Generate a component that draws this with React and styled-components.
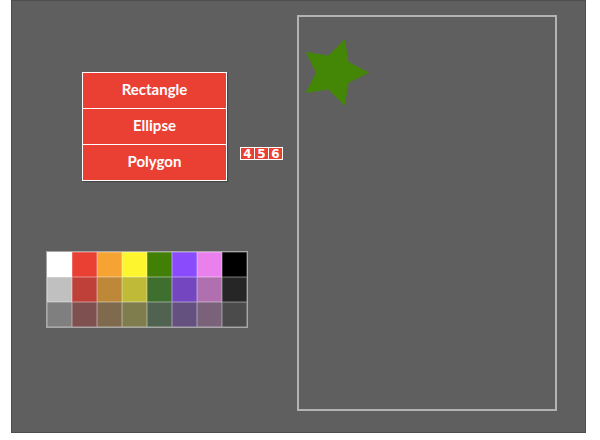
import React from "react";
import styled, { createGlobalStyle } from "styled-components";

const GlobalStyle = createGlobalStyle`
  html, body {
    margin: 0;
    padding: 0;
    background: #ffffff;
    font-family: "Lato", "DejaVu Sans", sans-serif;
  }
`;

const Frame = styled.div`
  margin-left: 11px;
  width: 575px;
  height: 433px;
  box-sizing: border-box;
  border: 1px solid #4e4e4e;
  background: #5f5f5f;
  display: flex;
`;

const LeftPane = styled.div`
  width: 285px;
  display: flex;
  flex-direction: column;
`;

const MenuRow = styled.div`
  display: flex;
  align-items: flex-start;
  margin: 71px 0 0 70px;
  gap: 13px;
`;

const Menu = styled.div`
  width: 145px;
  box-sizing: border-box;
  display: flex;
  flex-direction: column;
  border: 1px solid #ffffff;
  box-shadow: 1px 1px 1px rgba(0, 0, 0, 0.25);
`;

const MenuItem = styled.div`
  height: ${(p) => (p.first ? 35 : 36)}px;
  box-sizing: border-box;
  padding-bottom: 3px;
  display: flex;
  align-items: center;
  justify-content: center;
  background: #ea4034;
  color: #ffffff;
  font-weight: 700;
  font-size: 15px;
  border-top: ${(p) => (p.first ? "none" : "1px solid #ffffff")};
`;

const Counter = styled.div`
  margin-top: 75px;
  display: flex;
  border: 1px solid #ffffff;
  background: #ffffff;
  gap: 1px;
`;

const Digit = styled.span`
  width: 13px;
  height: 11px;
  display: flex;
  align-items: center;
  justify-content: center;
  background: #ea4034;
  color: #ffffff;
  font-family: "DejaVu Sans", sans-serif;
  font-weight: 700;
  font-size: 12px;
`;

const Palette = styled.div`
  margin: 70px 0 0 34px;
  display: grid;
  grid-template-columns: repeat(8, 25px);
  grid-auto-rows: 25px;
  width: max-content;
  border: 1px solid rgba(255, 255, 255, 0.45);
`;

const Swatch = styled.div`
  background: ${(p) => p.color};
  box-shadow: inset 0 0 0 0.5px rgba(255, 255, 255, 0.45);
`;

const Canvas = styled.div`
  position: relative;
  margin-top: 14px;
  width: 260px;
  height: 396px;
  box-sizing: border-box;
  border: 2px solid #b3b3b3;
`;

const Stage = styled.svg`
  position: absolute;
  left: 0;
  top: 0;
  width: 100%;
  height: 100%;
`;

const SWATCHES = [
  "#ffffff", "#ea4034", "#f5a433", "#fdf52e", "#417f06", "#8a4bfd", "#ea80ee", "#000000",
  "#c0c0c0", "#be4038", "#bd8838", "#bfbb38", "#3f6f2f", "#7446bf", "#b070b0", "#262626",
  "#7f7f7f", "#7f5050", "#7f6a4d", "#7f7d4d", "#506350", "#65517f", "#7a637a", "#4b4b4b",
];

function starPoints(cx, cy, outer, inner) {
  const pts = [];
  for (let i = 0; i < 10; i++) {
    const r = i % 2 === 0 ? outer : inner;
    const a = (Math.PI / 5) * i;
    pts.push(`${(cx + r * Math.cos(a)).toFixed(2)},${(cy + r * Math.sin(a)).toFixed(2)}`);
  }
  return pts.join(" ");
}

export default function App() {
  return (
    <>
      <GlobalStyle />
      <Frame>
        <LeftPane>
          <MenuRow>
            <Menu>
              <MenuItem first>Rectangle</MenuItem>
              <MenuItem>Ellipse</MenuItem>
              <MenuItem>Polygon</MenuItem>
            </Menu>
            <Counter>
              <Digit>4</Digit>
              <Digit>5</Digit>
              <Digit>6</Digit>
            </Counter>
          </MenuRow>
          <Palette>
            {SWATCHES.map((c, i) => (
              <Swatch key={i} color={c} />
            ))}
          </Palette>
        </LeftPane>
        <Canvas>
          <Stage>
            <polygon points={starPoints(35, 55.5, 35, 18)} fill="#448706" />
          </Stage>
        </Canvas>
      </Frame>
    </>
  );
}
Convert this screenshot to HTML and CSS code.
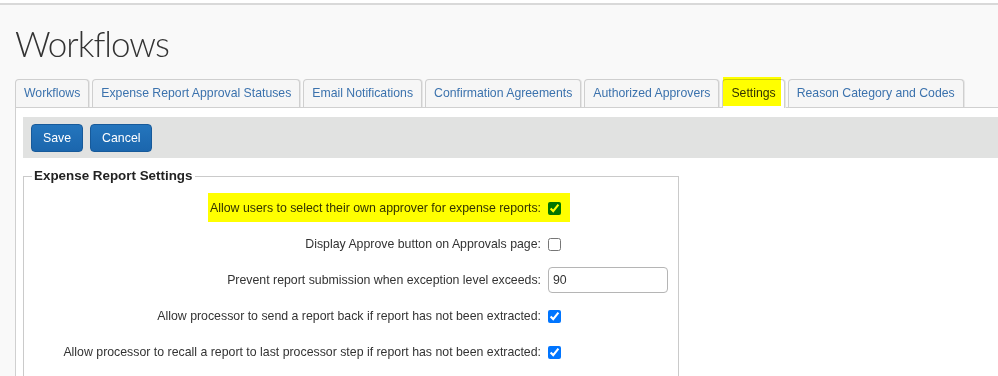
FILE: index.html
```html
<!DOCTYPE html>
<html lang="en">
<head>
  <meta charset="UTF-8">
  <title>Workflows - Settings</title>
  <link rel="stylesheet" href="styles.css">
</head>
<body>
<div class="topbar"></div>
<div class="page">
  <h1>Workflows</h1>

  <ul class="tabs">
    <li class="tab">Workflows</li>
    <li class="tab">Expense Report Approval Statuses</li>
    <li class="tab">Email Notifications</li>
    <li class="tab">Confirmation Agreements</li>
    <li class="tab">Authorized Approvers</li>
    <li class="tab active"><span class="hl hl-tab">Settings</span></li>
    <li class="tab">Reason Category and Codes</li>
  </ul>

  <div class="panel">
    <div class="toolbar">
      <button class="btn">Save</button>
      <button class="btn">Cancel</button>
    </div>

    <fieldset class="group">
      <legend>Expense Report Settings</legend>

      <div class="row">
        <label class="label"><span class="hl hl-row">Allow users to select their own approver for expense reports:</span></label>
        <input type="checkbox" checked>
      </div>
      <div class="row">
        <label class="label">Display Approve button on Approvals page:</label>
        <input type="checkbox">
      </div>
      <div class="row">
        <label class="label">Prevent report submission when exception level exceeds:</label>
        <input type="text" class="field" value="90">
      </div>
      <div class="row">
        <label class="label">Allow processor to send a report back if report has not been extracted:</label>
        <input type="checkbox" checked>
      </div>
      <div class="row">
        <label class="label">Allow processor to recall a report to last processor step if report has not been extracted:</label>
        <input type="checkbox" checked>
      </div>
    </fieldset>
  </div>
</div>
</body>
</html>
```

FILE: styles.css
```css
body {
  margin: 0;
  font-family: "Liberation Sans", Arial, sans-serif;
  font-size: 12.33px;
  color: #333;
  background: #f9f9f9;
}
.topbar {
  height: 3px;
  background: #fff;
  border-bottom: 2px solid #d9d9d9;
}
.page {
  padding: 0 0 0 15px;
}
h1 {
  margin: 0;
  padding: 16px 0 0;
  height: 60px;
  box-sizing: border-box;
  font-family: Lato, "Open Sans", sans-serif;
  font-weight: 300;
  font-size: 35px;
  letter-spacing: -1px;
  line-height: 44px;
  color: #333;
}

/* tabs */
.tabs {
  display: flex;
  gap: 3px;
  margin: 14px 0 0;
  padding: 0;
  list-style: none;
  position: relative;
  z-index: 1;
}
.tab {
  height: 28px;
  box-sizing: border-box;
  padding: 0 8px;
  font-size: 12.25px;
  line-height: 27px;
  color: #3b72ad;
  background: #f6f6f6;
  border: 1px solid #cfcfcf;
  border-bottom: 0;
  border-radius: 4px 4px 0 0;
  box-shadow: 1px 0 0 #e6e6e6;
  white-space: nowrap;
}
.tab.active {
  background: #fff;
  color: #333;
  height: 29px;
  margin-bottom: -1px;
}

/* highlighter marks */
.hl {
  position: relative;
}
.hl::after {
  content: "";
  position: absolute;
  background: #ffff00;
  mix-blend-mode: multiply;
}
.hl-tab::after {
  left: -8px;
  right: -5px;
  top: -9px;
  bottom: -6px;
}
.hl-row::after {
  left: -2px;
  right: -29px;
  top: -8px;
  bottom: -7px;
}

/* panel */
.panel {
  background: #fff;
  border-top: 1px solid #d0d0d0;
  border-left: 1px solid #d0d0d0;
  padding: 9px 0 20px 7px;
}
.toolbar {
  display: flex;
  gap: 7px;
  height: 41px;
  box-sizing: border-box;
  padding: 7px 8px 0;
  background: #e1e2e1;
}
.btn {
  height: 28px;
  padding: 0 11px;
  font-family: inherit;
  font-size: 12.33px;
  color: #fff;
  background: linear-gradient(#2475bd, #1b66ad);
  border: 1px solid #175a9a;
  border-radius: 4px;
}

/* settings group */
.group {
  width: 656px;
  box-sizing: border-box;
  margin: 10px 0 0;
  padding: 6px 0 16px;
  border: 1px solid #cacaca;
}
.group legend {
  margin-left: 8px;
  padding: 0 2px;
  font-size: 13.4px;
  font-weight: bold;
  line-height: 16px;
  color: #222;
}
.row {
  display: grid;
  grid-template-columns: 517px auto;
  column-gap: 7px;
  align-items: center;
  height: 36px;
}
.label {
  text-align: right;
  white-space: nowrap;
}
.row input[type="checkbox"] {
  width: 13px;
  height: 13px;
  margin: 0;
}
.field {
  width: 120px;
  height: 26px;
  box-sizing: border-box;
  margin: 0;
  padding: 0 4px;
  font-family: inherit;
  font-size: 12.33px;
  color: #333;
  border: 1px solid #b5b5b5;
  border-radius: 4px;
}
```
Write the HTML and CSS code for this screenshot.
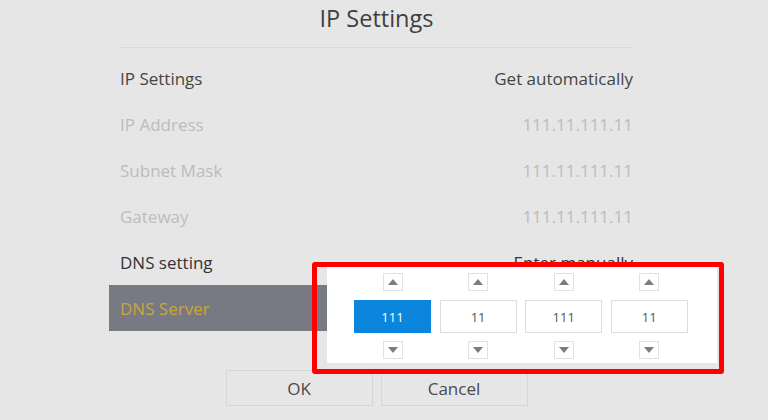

* [Work to do] Your task is to list each line of the records with the word "React".

* [Task answer]
Generate a component that draws this with React and styled-components.
import React from "react";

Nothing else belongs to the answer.